Ein Mitglied der Crew hat ihn jedoch aus Rachsucht reaktiviert und nun läuft er mordend auf der Station herum. Am Ende gibt es auch noch eine von QT veranlasste Zeitreise nach 1997, wo er endgültig die Weltherrschaft an sich reißen will. Keine Frage, ich war damals großer Fan von „Terminator“ und Konsorten und würde für meinen Plot sicher keinen Philosophiepreis einheimsen! Ich hatte das Ganze jedoch relativ kurz und simpel gehalten, da wir den Film auf meiner Geburtstagsfeier im Februar 1998 realisieren wollten. Relativ spät abends gegen 23:30 Uhr begannen wir dann im Haus meiner Eltern mit dem Dreh, während diese ein Stockwerk höher bereits friedlich schliefen. Leise zu sein war also die Devise, was uns jedoch aufgrund eines gewissen Alkoholpegels nicht immer gelang. Der Film selbst geriet aus mehreren Gründen wesentlich dilettantischer als Teil eins. So haben wir eine Leiche schlicht mit einem Bettlaken, Schuhen und einer Menge Ketchup improvisiert. Und Martin spielte gleich zwei Rollen. Aber zu diesem Zeitpunkt störte mich das wenig, ich froh vielmehr froh, dass meine Idee überhaupt umgesetzt wurde! Gegen 01:30 Uhr war dann alles im Kasten und irgendwie hatte der lustige Dreh doch erheblich zum Gelingen meiner Feier beigetragen. Am darauf folgenden Tag trafen wir uns dann zum Schneiden des Materials. Der Vor- und Abspann wurde dieses Mal direkt vom Computermonitor abgefilmt, hierzu hatte ich eigens Bilder mit Text in der Schriftart von Star Trek TNG entworfen, welche dann als Slideshow abliefen. Im Hintergrund ließen wir Musik aus dem Spiel „Das schwarze Auge: Schicksalsklinge“ laufen, und im Zusammenspiel wirkte das sehr professionell. Gut, dass Attic Software davon nichts mitbekommen hat. Beim Schneiden fiel uns auf, dass Jörgs Kamera immer wieder einmal Aussetzer gehabt hatte. Das Bild wurde teilweise schwarzweiß und stellenweise verschwand es komplett. Insgesamt ist „Reason 2“ somit fast nicht anschaubar, was ich schade finde. Aber dennoch, es sollte weiter gehen!
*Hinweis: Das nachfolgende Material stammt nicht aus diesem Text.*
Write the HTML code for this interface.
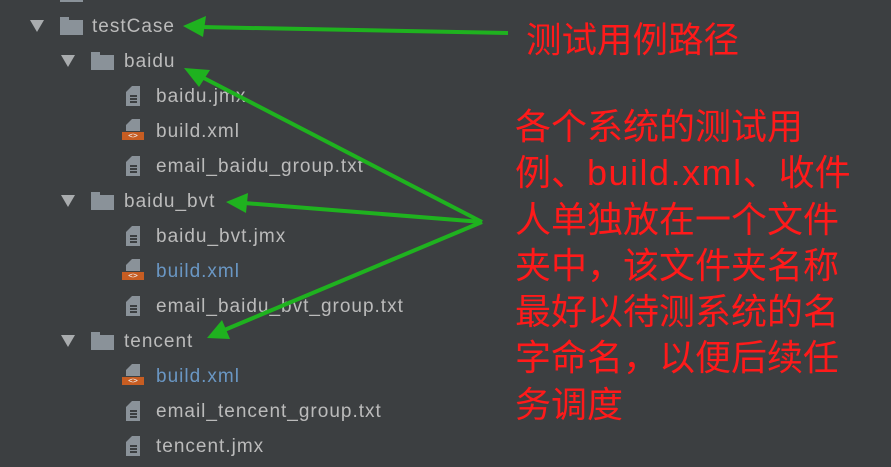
<!DOCTYPE html>
<html><head><meta charset="utf-8"><style>
body{margin:0;width:891px;height:467px;background:#3c3f41;overflow:hidden;position:relative;font-family:"Liberation Sans","DejaVu Sans",sans-serif}
.r{position:absolute;height:35px;line-height:35px;font-size:19px;letter-spacing:1px;color:#bbbbbb;white-space:nowrap}
.b{color:#6a97c4}
.tri{position:absolute;width:0;height:0;border-left:7px solid transparent;border-right:7px solid transparent;border-top:12px solid #a9acae}
.fold{position:absolute;width:23px;height:15px;background:#8a9299}
.fold:before{content:"";position:absolute;left:0;top:-3px;width:9px;height:4px;background:#8a9299}
.file{position:absolute;width:14px;height:20px;background:#8a9299;clip-path:polygon(6px 0,14px 0,14px 20px,0 20px,0 6px)}
.file i{position:absolute;left:4px;width:7px;height:1.5px;background:#3c3f41}
.xml{position:absolute;width:22px;height:8px;background:#c75d22;color:#eee;font-size:8px;line-height:8px;text-align:center;font-family:"DejaVu Sans Mono",monospace}
.red{position:absolute;color:#ff1a1a;font-family:"Liberation Sans","Noto Sans CJK SC",sans-serif;white-space:nowrap}
</style></head><body>
<div class="fold" style="left:60px;top:-13px"></div>

<div class="tri" style="left:30px;top:20px"></div><div class="fold" style="left:60px;top:20px"></div><div class="r" style="left:92px;top:9px">testCase</div>
<div class="tri" style="left:61px;top:55px"></div><div class="fold" style="left:91px;top:55px"></div><div class="r" style="left:124px;top:44px">baidu</div>
<div class="file" style="left:126px;top:86px"><i style="top:9px"></i><i style="top:12px"></i><i style="top:15px"></i></div><div class="r" style="left:156px;top:79px">baidu.jmx</div>
<div class="file" style="left:126px;top:119px;height:12px"></div><div class="xml" style="left:122px;top:132px">&lt;&gt;</div><div class="r" style="left:156px;top:114px">build.xml</div>
<div class="file" style="left:126px;top:156px"><i style="top:9px"></i><i style="top:12px"></i><i style="top:15px"></i></div><div class="r" style="left:156px;top:149px">email_baidu_group.txt</div>
<div class="tri" style="left:61px;top:195px"></div><div class="fold" style="left:91px;top:195px"></div><div class="r" style="left:124px;top:184px">baidu_bvt</div>
<div class="file" style="left:126px;top:226px"><i style="top:9px"></i><i style="top:12px"></i><i style="top:15px"></i></div><div class="r" style="left:156px;top:219px">baidu_bvt.jmx</div>
<div class="file" style="left:126px;top:259px;height:12px"></div><div class="xml" style="left:122px;top:272px">&lt;&gt;</div><div class="r b" style="left:156px;top:254px">build.xml</div>
<div class="file" style="left:126px;top:296px"><i style="top:9px"></i><i style="top:12px"></i><i style="top:15px"></i></div><div class="r" style="left:156px;top:289px">email_baidu_bvt_group.txt</div>
<div class="tri" style="left:61px;top:335px"></div><div class="fold" style="left:91px;top:335px"></div><div class="r" style="left:124px;top:324px">tencent</div>
<div class="file" style="left:126px;top:364px;height:12px"></div><div class="xml" style="left:122px;top:377px">&lt;&gt;</div><div class="r b" style="left:156px;top:359px">build.xml</div>
<div class="file" style="left:126px;top:401px"><i style="top:9px"></i><i style="top:12px"></i><i style="top:15px"></i></div><div class="r" style="left:156px;top:394px">email_tencent_group.txt</div>
<div class="file" style="left:126px;top:436px"><i style="top:9px"></i><i style="top:12px"></i><i style="top:15px"></i></div><div class="r" style="left:156px;top:429px">tencent.jmx</div>

<svg width="891" height="467" style="position:absolute;left:0;top:0">
<g stroke="#1fb21f" stroke-width="4" fill="#1fb21f">
<line x1="508" y1="33" x2="200" y2="27"/>
<polygon points="183,26 206,16 203,37" stroke="none"/>
<line x1="482" y1="222" x2="198" y2="75"/>
<polygon points="184,68 210,70 199,87" stroke="none"/>
<line x1="482" y1="222" x2="244" y2="203"/>
<polygon points="226,202 248,193 246,213" stroke="none"/>
<line x1="482" y1="222" x2="222" y2="331"/>
<polygon points="207,338 222,320 230,339" stroke="none"/>
</g>
</svg>

<div class="red" style="left:526px;top:18px;font-size:35.5px;line-height:44px">测试用例路径</div>
<div class="red" style="left:515px;top:104px;font-size:36px;line-height:46.3px">各个系统的测试用<br>例、<span style="letter-spacing:1.5px">build.xml</span>、收件<br>人单独放在一个文件<br>夹中，该文件夹名称<br>最好以待测系统的名<br>字命名，以便后续任<br>务调度</div>
</body></html>
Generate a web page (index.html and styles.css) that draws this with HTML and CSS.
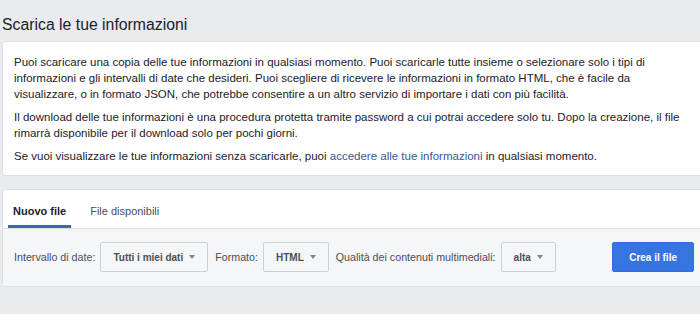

Jörg und ich waren erneut die treibenden Kräfte, und es dauerte nicht lange, da hatte ich wieder eine Idee. Die Story war nun noch verrückter als die von zweiten Teil: QT hört am Ende des Films, dass der Sprecher ankündigt, es werde keine Fortsetzung geben und will nun alle Beteiligten vom Gegenteil überzeugen, da dies sonst seinen Tod bedeuten würde. Der Arbeitstitel war daher „Reason 3 – The lost script“. Trotz der guten Idee passierte jedoch erst einmal eine Weile lang nichts. Nach Abitur und Zivildienst hatte es uns alle in verschiedene Richtungen verschlagen. Zudem begann ich langsam, über den Nerd-Teller hinaus zu blicken und mich in Diskotheken herumzutreiben. Zwar war „Reason“ aufgrund der neuen Möglichkeiten jetzt auch im Internet vertreten (meine allererste Email-Adresse: reason@t-online.de!) und hatte einen Club nach sich gezogen, dem eine beträchtliche Anzahl von Leuten aus ganz Deutschland und sogar Österreich angehörten, aber Reason 3 lag nach wie vor auf Eis.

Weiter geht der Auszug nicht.